Every line of the data that contains the string "page" must be copied.
[Begin Records]
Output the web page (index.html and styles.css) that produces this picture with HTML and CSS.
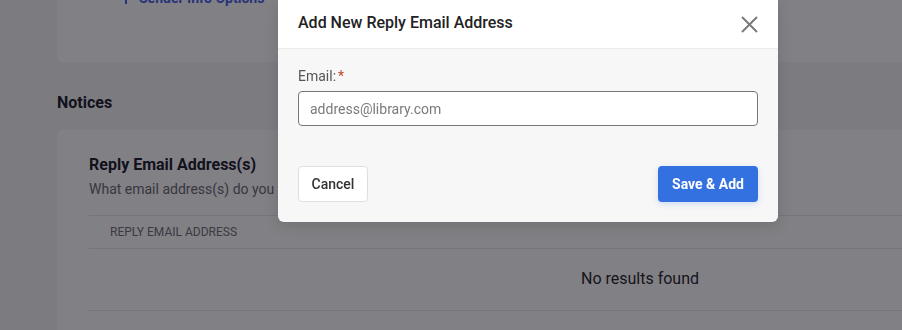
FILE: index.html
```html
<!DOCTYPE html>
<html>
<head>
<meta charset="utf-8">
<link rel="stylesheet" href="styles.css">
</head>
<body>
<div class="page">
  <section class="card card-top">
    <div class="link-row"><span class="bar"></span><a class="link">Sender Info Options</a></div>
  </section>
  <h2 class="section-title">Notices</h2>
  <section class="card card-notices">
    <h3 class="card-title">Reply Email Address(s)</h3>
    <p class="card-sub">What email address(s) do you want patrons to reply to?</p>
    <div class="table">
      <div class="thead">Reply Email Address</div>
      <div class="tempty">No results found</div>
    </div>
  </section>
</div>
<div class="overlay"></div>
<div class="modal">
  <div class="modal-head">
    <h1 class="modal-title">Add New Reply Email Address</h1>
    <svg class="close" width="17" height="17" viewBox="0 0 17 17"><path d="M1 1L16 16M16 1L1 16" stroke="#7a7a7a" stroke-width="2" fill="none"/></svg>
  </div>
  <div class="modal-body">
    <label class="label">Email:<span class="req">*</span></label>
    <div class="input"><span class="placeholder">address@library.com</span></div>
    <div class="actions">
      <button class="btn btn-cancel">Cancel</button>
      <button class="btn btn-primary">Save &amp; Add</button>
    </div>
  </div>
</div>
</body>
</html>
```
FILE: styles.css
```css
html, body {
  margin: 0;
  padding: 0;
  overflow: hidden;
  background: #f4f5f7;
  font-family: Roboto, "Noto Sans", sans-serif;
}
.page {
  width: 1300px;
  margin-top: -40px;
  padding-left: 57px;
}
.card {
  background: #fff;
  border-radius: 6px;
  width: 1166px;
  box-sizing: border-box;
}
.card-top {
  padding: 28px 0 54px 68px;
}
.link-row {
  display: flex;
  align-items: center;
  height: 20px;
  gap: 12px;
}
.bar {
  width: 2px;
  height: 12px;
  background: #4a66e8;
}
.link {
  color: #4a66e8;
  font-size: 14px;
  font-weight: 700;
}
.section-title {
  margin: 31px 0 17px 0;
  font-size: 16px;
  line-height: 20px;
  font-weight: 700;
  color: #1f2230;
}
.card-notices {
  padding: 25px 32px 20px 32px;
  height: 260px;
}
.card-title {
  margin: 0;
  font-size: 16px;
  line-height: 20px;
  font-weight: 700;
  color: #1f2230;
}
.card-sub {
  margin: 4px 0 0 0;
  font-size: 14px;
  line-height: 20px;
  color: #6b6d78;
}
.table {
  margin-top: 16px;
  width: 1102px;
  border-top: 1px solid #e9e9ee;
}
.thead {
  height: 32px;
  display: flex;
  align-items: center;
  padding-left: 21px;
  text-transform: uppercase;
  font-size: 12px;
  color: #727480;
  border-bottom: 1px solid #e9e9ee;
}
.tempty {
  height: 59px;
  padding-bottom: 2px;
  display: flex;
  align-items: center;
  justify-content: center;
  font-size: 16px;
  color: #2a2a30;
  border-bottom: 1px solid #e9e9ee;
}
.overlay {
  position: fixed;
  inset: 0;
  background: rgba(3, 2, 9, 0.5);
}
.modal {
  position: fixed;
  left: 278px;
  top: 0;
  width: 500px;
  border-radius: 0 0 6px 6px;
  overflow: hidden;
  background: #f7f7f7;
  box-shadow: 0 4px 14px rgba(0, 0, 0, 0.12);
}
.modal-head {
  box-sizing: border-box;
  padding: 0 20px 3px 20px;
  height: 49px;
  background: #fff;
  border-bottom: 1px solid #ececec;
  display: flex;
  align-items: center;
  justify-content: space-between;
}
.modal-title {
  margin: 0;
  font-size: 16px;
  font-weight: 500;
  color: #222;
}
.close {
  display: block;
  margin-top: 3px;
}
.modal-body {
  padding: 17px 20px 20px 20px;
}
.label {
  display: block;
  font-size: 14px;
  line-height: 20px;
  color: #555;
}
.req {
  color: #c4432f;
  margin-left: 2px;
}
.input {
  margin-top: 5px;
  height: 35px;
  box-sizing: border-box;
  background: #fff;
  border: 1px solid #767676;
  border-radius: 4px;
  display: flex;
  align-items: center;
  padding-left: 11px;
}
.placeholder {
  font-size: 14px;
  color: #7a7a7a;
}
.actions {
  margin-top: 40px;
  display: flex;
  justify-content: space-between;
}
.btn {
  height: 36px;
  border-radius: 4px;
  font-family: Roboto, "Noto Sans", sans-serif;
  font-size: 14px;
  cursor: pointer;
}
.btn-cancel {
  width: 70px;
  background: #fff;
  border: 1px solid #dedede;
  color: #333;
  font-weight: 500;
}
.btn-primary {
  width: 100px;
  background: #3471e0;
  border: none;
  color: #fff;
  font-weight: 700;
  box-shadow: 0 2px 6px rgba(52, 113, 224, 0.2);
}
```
[End Records]
[Begin Records]
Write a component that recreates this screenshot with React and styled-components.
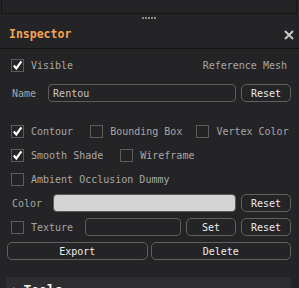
[End Records]
Task output:
Output the web page (index.html and styles.css) that produces this picture with HTML and CSS.
<div class="page">
.page {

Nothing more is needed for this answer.